Percentuali così umilianti da far passare in secondo piano (allegria...) quelle relative alla riscossione dei vecchi crediti frutto dei «proventi dei beni del demanio marittimo» (4,86%), dei «diritti erariali sui permessi di prospezione e ricerca mineraria» (3,77%) o dei «redditi di beni immobiliari per affitti, concessioni e canoni vari» (10,34%: hurrà!). Per non parlare, pietosamente, dei «proventi del demanio storico, artistico, archeologico e culturale». Il più importante del pianeta, ci dicono da anni. Eppure tra il '93 e il '97 ci ha consentito il recupero di arretrati per 2 miliardi e 405 milioni. Il costo di un ponte su una strada secondaria. 
Possiamo andare avanti così? Eppure ogni tentativo di riforma, a partire da una netta separazione tra le due funzioni della Corte dei Conti, di qua l'attività giurisdizionale (cioè le inchieste, i processi, le sentenze) e di là quella di controllo sulla gestione del pubblico denaro, non passa.
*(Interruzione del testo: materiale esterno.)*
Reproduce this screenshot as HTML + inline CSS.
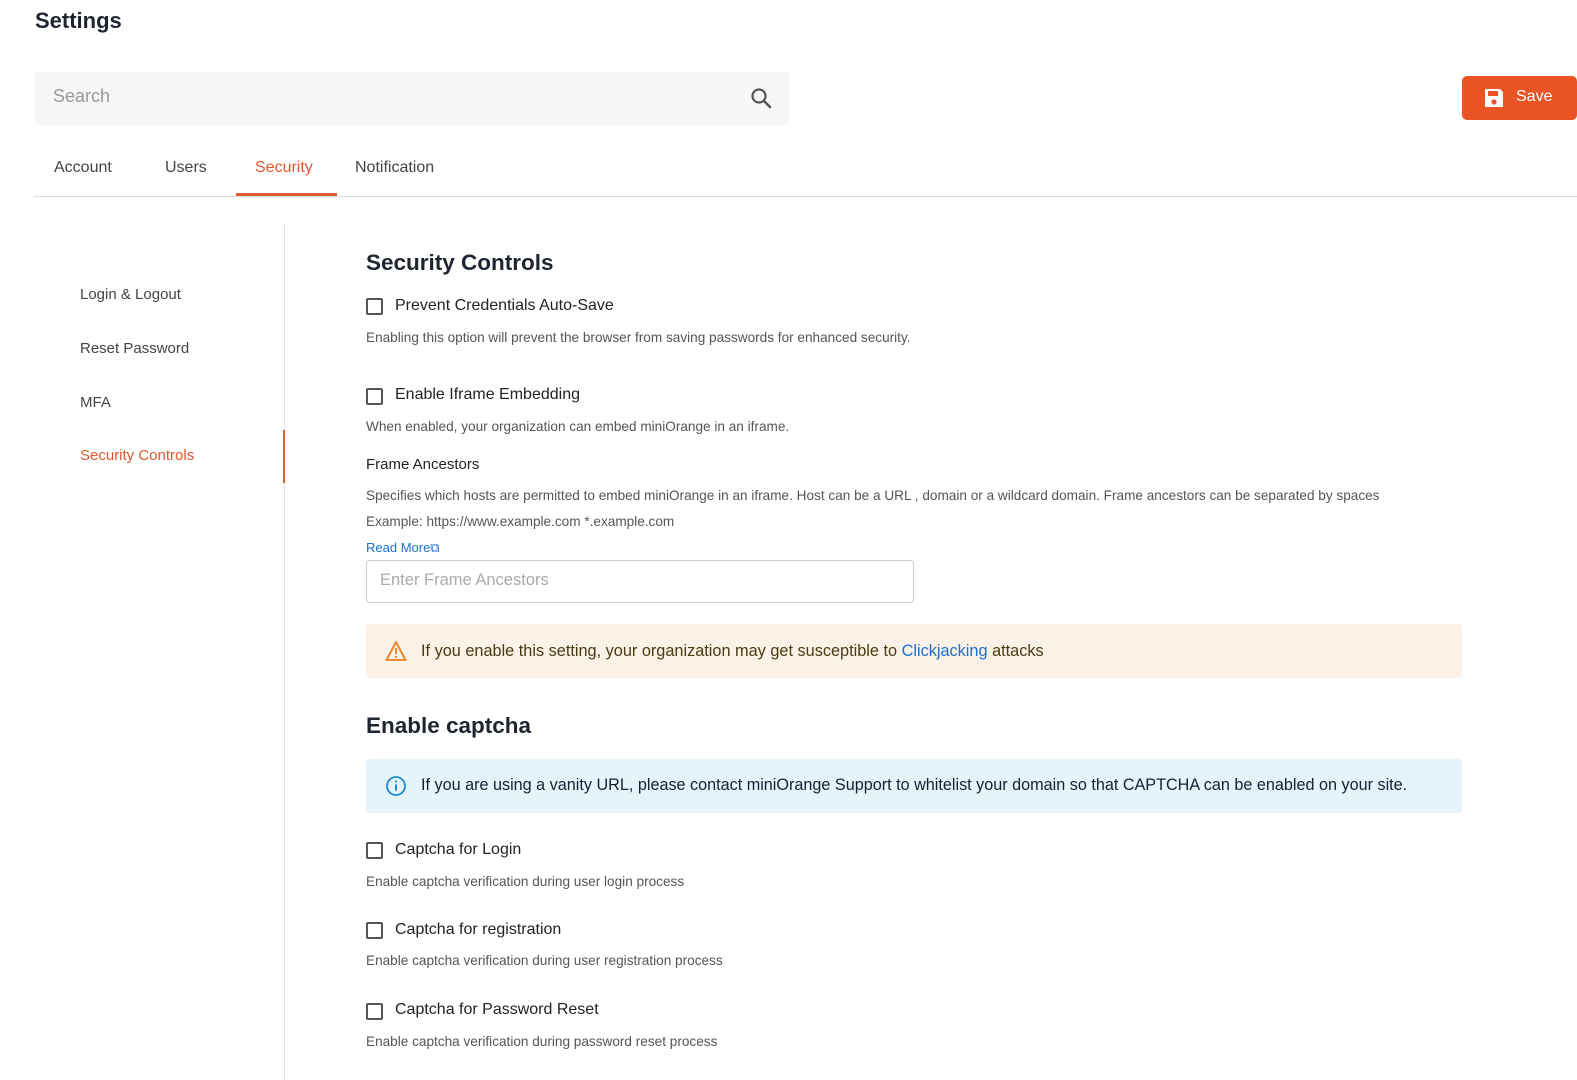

A vuoto la riforma tentata da Massimo Severo Giannini, a vuoto quella tentata da Sabino Cassese, a vuoto (per ora) quella tentata da Franco Bassanini. 
Per ribaltare finalmente l'impostazione tutta codici e codicilli in favore di una nuova stagione «europea» centrata sull'esame dei rendiconti di cassa (insomma: meno avvocati, più ragionieri), la «Bassanini» aveva previsto la rottura del monopolio dei laureati in legge e l'assunzione anche di laureati in economia. Ma non è stata applicata neanche nell'ultimo concorso. «Tutta colpa della difesa corporativa dei miei ex colleghi», accusa Girolamo Caianiello: «Si sono impossessati della loro nave manco fossero gli ammutinati del Bounty. E non si sono ancora accorti che, nel frattempo, i velieri sono stati soppiantati dagli aliscafi».